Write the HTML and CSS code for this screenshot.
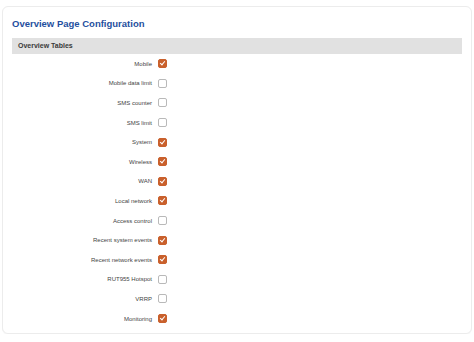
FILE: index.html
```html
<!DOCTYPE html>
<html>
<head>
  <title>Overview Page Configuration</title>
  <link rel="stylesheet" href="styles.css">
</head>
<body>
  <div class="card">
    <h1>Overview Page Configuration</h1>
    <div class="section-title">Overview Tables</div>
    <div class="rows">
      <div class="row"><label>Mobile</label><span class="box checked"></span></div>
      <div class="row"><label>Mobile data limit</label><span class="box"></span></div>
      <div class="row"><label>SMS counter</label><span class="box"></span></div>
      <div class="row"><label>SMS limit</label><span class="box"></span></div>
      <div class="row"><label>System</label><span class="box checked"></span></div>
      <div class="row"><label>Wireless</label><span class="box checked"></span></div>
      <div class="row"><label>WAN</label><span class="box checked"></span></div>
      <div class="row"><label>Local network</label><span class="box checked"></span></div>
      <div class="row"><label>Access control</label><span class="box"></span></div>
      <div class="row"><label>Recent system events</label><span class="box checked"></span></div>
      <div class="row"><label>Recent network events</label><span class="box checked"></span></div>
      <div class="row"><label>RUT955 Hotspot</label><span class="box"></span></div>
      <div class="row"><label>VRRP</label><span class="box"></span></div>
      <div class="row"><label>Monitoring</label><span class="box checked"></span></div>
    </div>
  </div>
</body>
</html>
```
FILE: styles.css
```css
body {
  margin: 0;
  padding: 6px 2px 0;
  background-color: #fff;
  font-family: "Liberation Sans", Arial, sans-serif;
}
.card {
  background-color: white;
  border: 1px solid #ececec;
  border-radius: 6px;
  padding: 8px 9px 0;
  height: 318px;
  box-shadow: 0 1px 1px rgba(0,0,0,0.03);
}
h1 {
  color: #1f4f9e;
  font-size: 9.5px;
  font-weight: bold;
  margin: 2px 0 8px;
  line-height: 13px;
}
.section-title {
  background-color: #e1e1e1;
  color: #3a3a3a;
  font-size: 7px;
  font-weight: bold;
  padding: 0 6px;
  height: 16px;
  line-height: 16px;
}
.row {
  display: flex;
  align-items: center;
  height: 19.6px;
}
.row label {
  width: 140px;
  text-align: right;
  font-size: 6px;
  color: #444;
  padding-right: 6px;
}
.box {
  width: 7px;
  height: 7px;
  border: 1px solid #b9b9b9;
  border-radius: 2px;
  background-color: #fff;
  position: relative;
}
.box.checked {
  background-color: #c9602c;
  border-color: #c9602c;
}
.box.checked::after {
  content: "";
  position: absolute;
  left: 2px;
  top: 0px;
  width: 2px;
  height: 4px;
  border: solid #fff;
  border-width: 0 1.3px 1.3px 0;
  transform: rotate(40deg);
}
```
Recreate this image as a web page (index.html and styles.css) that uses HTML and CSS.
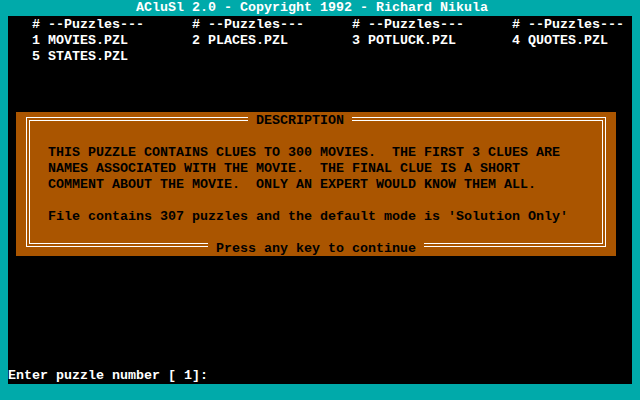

> _Prompt_: Write out the records above exactly as they stand, leaving out every picture.

> _Written answer_:
Write the HTML and CSS code for this screenshot.
FILE: index.html
```html
<!DOCTYPE html>
<html>
<head>
  <title>Overview Page Configuration</title>
  <link rel="stylesheet" href="styles.css">
</head>
<body>
  <div class="card">
    <h1>Overview Page Configuration</h1>
    <div class="section-title">Overview Tables</div>
    <div class="rows">
      <div class="row"><label>Mobile</label><span class="box checked"></span></div>
      <div class="row"><label>Mobile data limit</label><span class="box"></span></div>
      <div class="row"><label>SMS counter</label><span class="box"></span></div>
      <div class="row"><label>SMS limit</label><span class="box"></span></div>
      <div class="row"><label>System</label><span class="box checked"></span></div>
      <div class="row"><label>Wireless</label><span class="box checked"></span></div>
      <div class="row"><label>WAN</label><span class="box checked"></span></div>
      <div class="row"><label>Local network</label><span class="box checked"></span></div>
      <div class="row"><label>Access control</label><span class="box"></span></div>
      <div class="row"><label>Recent system events</label><span class="box checked"></span></div>
      <div class="row"><label>Recent network events</label><span class="box checked"></span></div>
      <div class="row"><label>RUT955 Hotspot</label><span class="box"></span></div>
      <div class="row"><label>VRRP</label><span class="box"></span></div>
      <div class="row"><label>Monitoring</label><span class="box checked"></span></div>
    </div>
  </div>
</body>
</html>
```
FILE: styles.css
```css
body {
  margin: 0;
  padding: 6px 2px 0;
  background-color: #fff;
  font-family: "Liberation Sans", Arial, sans-serif;
}
.card {
  background-color: white;
  border: 1px solid #ececec;
  border-radius: 6px;
  padding: 8px 9px 0;
  height: 318px;
  box-shadow: 0 1px 1px rgba(0,0,0,0.03);
}
h1 {
  color: #1f4f9e;
  font-size: 9.5px;
  font-weight: bold;
  margin: 2px 0 8px;
  line-height: 13px;
}
.section-title {
  background-color: #e1e1e1;
  color: #3a3a3a;
  font-size: 7px;
  font-weight: bold;
  padding: 0 6px;
  height: 16px;
  line-height: 16px;
}
.row {
  display: flex;
  align-items: center;
  height: 19.6px;
}
.row label {
  width: 140px;
  text-align: right;
  font-size: 6px;
  color: #444;
  padding-right: 6px;
}
.box {
  width: 7px;
  height: 7px;
  border: 1px solid #b9b9b9;
  border-radius: 2px;
  background-color: #fff;
  position: relative;
}
.box.checked {
  background-color: #c9602c;
  border-color: #c9602c;
}
.box.checked::after {
  content: "";
  position: absolute;
  left: 2px;
  top: 0px;
  width: 2px;
  height: 4px;
  border: solid #fff;
  border-width: 0 1.3px 1.3px 0;
  transform: rotate(40deg);
}
```
Recreate this image as a web page (index.html and styles.css) that uses HTML and CSS.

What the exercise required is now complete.